The GPU shortage is already pushing prices for Nvidia chips sky-high and slowing hyperscaler buildouts. Less widely understood is the pressure on HBM (high-bandwidth memory), the specialized memory used in AI accelerators. Supply of HBM is expected to remain tight through the next couple of years as demand from AI training clusters continues to surge.
The combination means hyperscalers will have to pay eye-watering prices for the hardware they need. That will make Nvidia even richer and absurdly rich hyperscalers minutely poorer. Both of those outcomes are acceptable.
But there is a more serious consequence. Hardware bottlenecks risk slowing the rollout of AI systems that could transform the global economy. And that is not OK, because the “A” in AI doesn’t stand for America. Artificial intelligence is an industrial technology with global consequences. It will reshape business, manufacturing, logistics, medicine and scientific research everywhere—right up until America starts World War III and blows the world into teeny tiny pieces, obviously.
I can’t prevent Armageddon or fix America’s war addiction. But I do have an idea for easing the computing crunch.
Ready? Recycling. (No, wait. Don’t go.)
The pace of development in AI hardware means hyperscalers typically refresh GPU clusters every two to three years as new architectures arrive. The latest generation becomes the backbone for large-scale training runs, while the previous generation quietly moves down the food chain to less demanding applications.
But here’s the thing: edge AI applications don’t need the newest GPUs.
Training massive models in hyperscale data centers requires the bleeding edge. Running inference for industrial automation, logistics systems, robotics or smart infrastructure does not.
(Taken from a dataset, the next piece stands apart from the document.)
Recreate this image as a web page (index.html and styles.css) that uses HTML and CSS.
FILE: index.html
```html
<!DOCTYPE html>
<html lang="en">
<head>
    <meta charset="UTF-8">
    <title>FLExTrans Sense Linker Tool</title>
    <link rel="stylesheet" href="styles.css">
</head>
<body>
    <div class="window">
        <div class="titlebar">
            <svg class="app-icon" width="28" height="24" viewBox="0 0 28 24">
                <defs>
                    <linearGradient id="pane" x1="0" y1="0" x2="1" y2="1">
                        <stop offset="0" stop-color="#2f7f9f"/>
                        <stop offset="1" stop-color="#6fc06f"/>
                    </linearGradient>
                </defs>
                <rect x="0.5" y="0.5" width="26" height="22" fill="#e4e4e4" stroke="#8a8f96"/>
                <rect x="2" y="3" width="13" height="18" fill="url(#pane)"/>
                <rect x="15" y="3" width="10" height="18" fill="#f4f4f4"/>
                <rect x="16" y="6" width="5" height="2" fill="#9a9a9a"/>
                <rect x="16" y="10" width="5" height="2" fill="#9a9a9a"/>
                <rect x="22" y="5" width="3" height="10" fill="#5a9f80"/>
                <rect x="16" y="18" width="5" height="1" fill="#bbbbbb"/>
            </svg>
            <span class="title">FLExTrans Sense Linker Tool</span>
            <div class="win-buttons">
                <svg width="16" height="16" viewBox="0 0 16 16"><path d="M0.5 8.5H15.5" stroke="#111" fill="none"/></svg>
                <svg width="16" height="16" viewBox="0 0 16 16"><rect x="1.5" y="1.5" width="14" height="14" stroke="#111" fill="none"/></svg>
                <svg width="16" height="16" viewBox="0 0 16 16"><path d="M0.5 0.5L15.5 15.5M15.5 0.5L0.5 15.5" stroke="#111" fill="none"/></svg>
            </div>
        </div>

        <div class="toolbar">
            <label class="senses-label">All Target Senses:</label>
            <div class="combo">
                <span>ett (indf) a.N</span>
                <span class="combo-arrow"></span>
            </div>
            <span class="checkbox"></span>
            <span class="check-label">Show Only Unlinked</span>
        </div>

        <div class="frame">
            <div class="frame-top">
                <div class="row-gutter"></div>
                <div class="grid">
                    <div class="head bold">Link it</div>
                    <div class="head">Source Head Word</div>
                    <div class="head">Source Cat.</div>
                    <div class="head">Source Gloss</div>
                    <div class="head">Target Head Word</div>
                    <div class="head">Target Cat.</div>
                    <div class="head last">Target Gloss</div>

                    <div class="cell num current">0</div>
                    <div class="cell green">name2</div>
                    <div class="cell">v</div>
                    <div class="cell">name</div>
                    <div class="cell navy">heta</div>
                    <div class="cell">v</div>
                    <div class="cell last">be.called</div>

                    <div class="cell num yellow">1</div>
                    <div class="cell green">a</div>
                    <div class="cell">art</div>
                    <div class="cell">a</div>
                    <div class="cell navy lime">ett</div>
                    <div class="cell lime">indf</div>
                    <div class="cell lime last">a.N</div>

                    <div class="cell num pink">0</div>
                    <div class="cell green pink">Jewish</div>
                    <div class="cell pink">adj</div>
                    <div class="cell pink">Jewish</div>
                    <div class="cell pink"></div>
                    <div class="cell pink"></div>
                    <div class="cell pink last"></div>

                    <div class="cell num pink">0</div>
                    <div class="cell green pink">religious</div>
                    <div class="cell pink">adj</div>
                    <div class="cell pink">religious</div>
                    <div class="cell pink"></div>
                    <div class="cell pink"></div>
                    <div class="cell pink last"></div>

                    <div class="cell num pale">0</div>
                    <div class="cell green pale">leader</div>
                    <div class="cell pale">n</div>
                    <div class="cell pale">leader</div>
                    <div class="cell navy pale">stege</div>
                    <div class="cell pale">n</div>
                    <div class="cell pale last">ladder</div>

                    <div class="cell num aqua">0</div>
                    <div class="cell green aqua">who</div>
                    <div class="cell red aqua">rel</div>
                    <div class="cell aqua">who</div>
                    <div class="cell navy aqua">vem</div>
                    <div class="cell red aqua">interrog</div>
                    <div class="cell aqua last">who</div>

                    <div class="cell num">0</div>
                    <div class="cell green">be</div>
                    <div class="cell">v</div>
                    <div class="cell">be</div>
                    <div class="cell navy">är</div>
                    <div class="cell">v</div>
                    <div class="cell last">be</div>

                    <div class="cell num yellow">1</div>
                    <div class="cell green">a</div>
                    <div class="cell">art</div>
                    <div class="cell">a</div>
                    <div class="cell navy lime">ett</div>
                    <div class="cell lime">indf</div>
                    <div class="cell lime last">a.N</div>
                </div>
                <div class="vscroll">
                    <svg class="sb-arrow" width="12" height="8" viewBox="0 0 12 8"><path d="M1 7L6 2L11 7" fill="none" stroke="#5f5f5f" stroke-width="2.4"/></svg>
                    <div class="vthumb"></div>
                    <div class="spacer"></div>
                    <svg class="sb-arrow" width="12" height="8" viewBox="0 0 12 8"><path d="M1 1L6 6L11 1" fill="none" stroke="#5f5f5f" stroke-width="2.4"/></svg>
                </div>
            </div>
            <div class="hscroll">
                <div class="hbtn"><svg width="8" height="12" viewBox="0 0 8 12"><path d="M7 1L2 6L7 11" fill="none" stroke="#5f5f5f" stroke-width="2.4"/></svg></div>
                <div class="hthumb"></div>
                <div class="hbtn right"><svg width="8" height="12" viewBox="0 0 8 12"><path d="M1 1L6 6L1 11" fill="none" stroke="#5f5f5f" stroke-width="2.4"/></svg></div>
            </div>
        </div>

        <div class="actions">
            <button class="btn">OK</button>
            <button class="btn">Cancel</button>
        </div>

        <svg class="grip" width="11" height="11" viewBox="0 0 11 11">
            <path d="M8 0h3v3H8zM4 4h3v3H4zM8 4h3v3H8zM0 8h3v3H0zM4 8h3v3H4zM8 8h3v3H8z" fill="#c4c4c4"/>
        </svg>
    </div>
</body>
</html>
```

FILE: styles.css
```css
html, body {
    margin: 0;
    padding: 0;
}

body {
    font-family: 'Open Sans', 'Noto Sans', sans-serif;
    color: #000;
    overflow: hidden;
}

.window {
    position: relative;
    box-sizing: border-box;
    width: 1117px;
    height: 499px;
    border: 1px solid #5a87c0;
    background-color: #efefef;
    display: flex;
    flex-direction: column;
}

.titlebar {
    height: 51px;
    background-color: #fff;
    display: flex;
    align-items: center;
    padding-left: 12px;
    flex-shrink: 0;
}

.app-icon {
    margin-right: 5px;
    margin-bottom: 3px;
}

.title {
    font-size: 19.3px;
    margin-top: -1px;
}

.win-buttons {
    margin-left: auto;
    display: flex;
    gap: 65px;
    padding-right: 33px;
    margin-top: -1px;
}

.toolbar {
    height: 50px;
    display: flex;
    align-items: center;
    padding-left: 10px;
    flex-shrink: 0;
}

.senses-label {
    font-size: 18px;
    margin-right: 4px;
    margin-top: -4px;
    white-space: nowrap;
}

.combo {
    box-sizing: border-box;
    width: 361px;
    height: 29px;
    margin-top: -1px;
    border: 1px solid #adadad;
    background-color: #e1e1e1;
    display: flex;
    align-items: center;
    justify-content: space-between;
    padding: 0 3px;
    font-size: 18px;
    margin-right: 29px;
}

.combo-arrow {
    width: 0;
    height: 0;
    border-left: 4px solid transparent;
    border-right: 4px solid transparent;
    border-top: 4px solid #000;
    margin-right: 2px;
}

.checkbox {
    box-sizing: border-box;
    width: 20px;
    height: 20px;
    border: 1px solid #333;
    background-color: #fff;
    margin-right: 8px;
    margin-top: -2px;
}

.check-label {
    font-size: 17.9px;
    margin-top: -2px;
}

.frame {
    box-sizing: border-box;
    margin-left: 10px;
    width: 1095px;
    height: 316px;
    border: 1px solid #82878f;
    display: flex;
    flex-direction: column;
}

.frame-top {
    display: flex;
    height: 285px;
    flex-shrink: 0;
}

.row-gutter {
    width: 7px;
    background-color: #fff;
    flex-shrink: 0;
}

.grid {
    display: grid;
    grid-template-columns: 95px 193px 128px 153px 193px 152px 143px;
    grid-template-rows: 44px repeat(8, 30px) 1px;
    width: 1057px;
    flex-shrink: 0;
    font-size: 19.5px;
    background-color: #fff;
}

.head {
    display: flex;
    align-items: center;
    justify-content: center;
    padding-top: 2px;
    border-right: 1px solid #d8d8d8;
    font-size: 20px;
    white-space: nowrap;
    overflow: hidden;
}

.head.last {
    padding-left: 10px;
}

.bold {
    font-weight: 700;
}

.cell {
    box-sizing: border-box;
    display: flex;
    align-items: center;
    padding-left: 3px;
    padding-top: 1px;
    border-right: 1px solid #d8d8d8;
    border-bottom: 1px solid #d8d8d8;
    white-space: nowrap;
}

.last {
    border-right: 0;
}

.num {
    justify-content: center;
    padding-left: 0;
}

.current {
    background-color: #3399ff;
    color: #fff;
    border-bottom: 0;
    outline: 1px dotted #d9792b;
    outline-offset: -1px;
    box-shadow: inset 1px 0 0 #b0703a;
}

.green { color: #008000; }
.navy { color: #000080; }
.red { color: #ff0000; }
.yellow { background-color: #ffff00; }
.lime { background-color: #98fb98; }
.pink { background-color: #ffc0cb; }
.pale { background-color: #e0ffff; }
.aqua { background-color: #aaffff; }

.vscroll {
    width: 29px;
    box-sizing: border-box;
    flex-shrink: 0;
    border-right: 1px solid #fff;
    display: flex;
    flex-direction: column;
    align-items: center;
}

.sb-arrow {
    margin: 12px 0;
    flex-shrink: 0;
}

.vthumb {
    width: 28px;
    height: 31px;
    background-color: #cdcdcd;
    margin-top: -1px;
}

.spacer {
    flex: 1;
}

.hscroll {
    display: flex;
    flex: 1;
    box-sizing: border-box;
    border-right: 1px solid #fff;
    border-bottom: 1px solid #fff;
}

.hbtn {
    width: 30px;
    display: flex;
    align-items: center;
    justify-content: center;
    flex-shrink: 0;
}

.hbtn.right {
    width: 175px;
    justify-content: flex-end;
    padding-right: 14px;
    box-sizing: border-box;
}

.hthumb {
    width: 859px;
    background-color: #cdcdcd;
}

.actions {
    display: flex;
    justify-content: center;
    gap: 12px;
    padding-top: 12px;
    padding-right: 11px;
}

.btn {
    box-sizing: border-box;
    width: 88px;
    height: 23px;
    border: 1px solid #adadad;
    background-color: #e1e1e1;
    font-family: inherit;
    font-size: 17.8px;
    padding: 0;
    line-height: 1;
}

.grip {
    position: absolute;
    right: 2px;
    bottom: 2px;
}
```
Those workloads can comfortably run on hardware that hyperscalers consider obsolete.
So here’s the idea: when hyperscalers replace GPUs in their training clusters, those chips—and the HBM attached to them—should be systematically redeployed into the network edge.
Older GPUs could power AI systems in factories, warehouses, hospitals, energy networks and transportation systems. They could sit inside enterprise infrastructure instead of hyperscale clouds. They could run the physical AI applications that actually drive productivity.
This already happens a little, but not in any organized way. That’s partly because hyperscalers are focused on the core of the network, where the money is minted.
Training ever larger models in ever larger clusters remains the dominant economic engine of the AI boom in the United States. Edge computing, by contrast, is fragmented, messy and harder to monetize; that's why hyperscalers are happy to leave it to the carriers.
But that’s where the real economic value of AI may ultimately lie.
Consumer chatbots are entertaining. Industrial AI systems that optimize logistics networks, manufacturing lines or energy grids are transformational. And those applications don’t need the newest GPUs—just lots of reasonably capable ones distributed across the network.
China appears to have grasped this earlier than the U.S., with much of its AI strategy focused on industrial deployment and edge applications rather than purely on training ever larger models in centralized data centers.
Which brings us back to recycling.
Recycling laws in the United States are mostly controlled by state and local regulators and are generally as rubbish as the rubbish they’re meant to deal with. But a federal framework encouraging the reuse and redeployment of AI hardware could have real teeth.
In practice, the policy wouldn’t be complicated. A federal “AI hardware reuse” framework could require hyperscalers to report and certify retired accelerator hardware, create tax incentives for redeploying GPUs and memory into enterprise and industrial deployments, and establish a secondary market clearinghouse where companies building edge AI systems can access those chips at scale.
Instead of drifting into fragmented resale markets, yesterday’s training hardware would become tomorrow’s industrial infrastructure. Instead of letting older GPUs drift into secondary markets by accident, the U.S. could create incentives to push them toward enterprise and industrial AI deployments.
The real question facing the AI industry isn’t how to build ever larger training clusters; it’s how to put intelligence where the real economy lives. And the fastest way to do that may not be building more data centers. It may simply be using the hardware we already have — much more intelligently. It might not make Nvidia any poorer. But it could make the rest of the world a lot smarter — and do it without building a single additional data center.